▸ Short exercise: Only lines holding the word "styles" should be copied from the material.

▸ Provided data:
* BEGIN *
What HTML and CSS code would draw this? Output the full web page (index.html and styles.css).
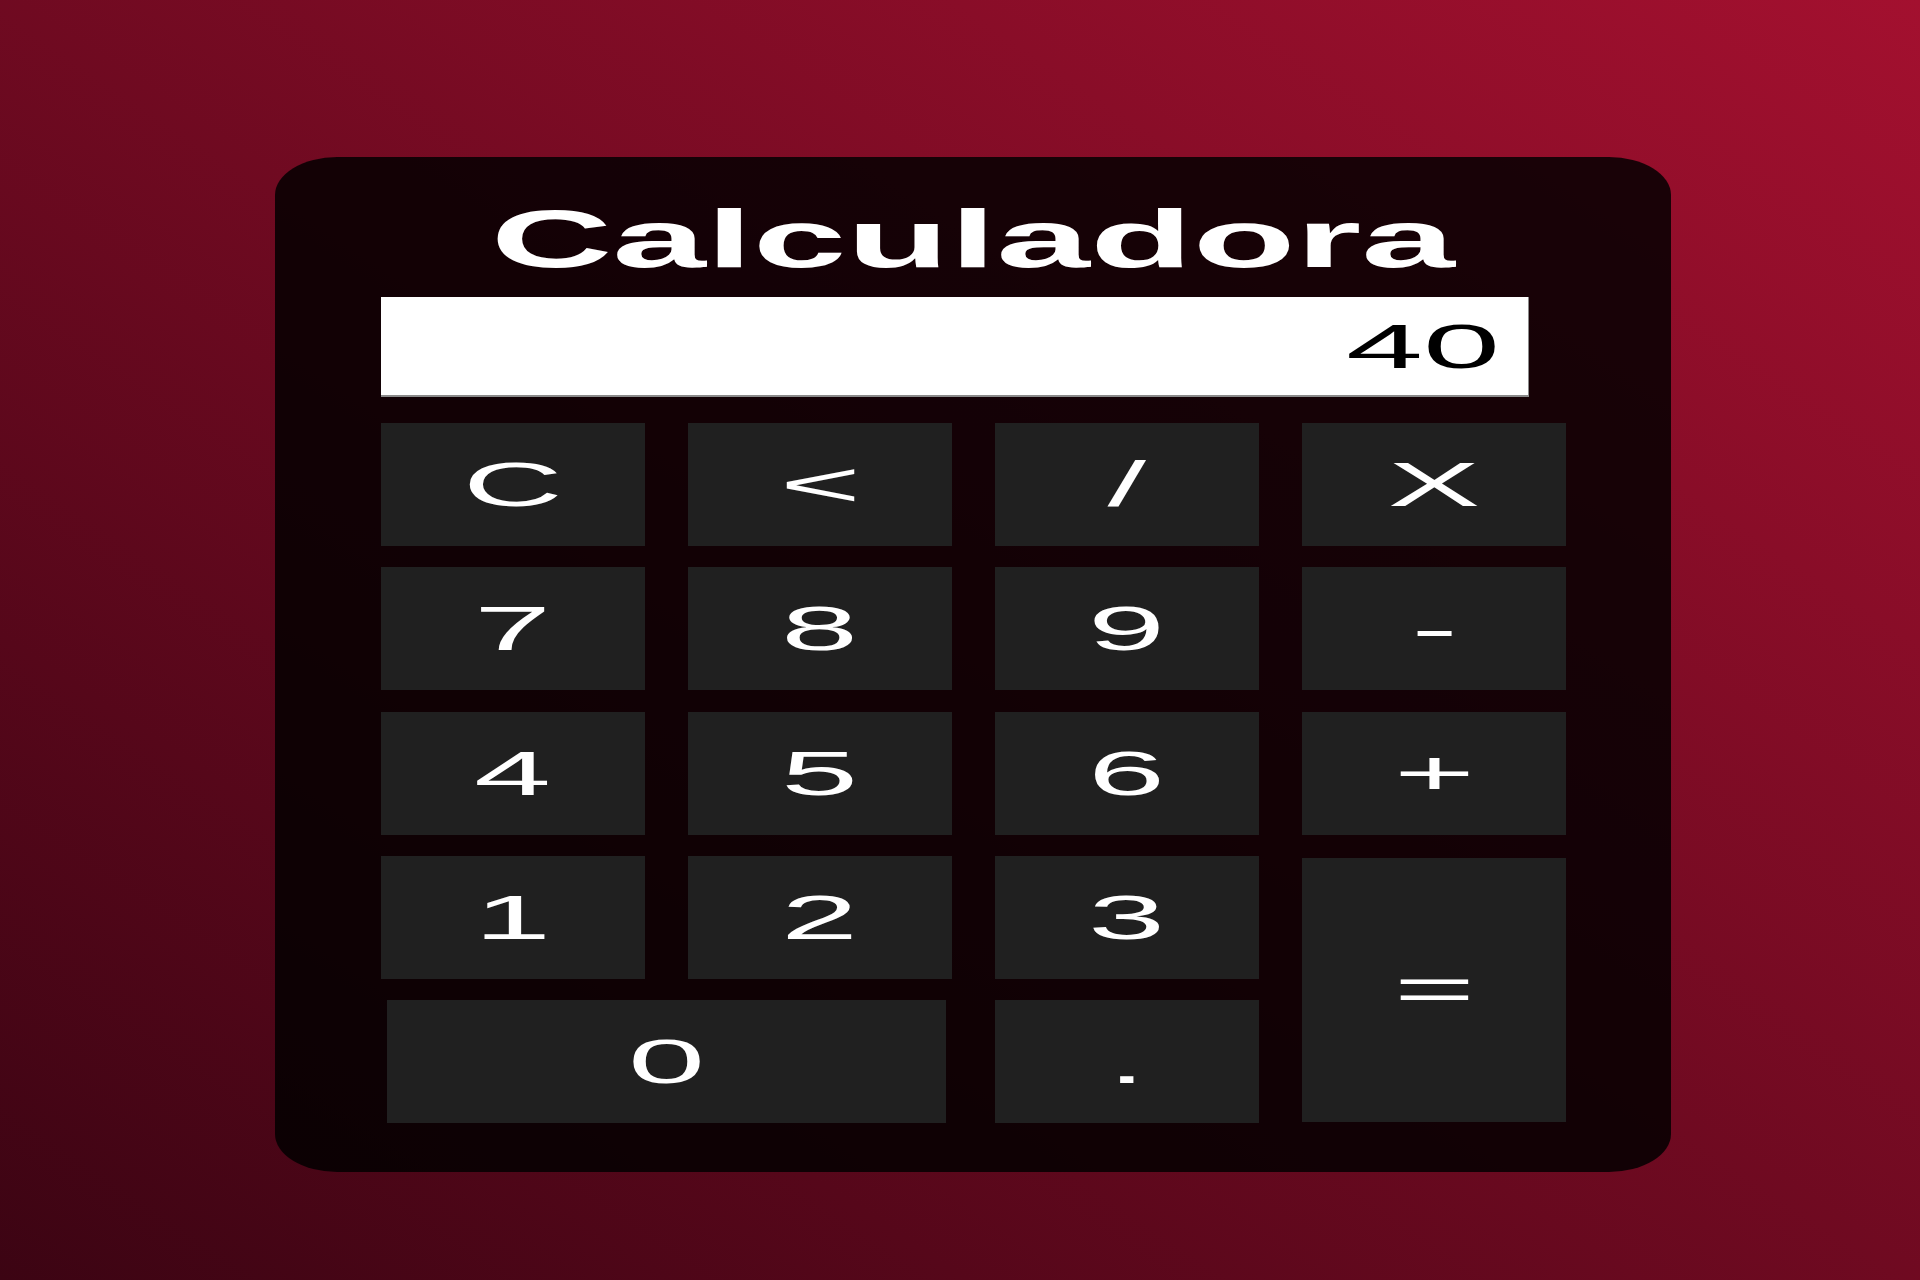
FILE: index.html
```html
<!DOCTYPE html>
<html lang="es">
<head>
<meta charset="utf-8">
<title>Calculadora</title>
<link rel="stylesheet" href="styles.css">
</head>
<body>
<main class="page">
  <section class="calc">
    <h1 class="calc-title"><span class="stretch-title">Calculadora</span></h1>
    <div class="display"><span class="stretch stretch-right">40</span></div>
    <div class="keys">
      <button class="key"><span class="stretch">C</span></button>
      <button class="key"><span class="stretch">&lt;</span></button>
      <button class="key"><span class="stretch">/</span></button>
      <button class="key"><span class="stretch">X</span></button>
      <button class="key"><span class="stretch">7</span></button>
      <button class="key"><span class="stretch">8</span></button>
      <button class="key"><span class="stretch">9</span></button>
      <button class="key"><span class="stretch">-</span></button>
      <button class="key"><span class="stretch">4</span></button>
      <button class="key"><span class="stretch">5</span></button>
      <button class="key"><span class="stretch">6</span></button>
      <button class="key"><span class="stretch">+</span></button>
      <button class="key"><span class="stretch">1</span></button>
      <button class="key"><span class="stretch">2</span></button>
      <button class="key"><span class="stretch">3</span></button>
      <button class="key key-equals"><span class="stretch">=</span></button>
      <button class="key key-zero"><span class="stretch">0</span></button>
      <button class="key"><span class="stretch">.</span></button>
    </div>
  </section>
</main>
</body>
</html>
```

FILE: styles.css
```css
html, body {
  margin: 0;
  padding: 0;
}

body {
  width: 1920px;
  height: 1280px;
  overflow: hidden;
  background: linear-gradient(to top right, #3c0413 0%, #a3102f 100%);
  font-family: "Liberation Sans", Arial, sans-serif;
}

.page {
  box-sizing: border-box;
  height: 1280px;
  padding: 157px 0 0 275px;
}

.calc {
  box-sizing: border-box;
  width: 1396px;
  height: 1015px;
  padding: 37px 106px 49px 106px;
  background: rgba(0, 0, 0, 0.83);
  border-radius: 62px / 38px;
}

.calc-title {
  margin: 0;
  height: 90px;
  line-height: 90px;
  font-size: 81px;
  font-weight: bold;
  color: #ffffff;
  text-align: center;
}

.stretch-title {
  display: inline-block;
  transform: scaleX(2.08);
  transform-origin: center center;
}

.display {
  box-sizing: border-box;
  width: 1148px;
  height: 100px;
  margin-top: 13px;
  padding-right: 28px;
  background: #ffffff;
  border-right: 1px solid #8a8a8a;
  border-bottom: 2px solid #8a8a8a;
  display: flex;
  align-items: center;
  justify-content: flex-end;
  font-size: 63px;
  color: #000000;
}

.stretch {
  display: inline-block;
  transform: scaleX(2.2);
  transform-origin: center center;
}

.stretch-right {
  transform-origin: right center;
}

.keys {
  margin-top: 26px;
  display: grid;
  grid-template-columns: repeat(4, 264px);
  grid-template-rows: repeat(5, 123px);
  column-gap: 43px;
  row-gap: 21.25px;
}

.key {
  margin: 0;
  padding: 0;
  border: none;
  border-radius: 0;
  background: #202020;
  color: #ffffff;
  font-family: "Liberation Sans", Arial, sans-serif;
  font-size: 63px;
  line-height: 1;
  display: flex;
  align-items: center;
  justify-content: center;
}

.key-equals {
  grid-column: 4;
  grid-row: 4 / span 2;
  margin: 2px 0 1px 0;
}

.key-zero {
  grid-column: 1 / span 2;
  margin: 0 6px 0 6px;
}
```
* END *
▸ Task output:
What HTML and CSS code would draw this? Output the full web page (index.html and styles.css).
<link rel="stylesheet" href="styles.css">
FILE: styles.css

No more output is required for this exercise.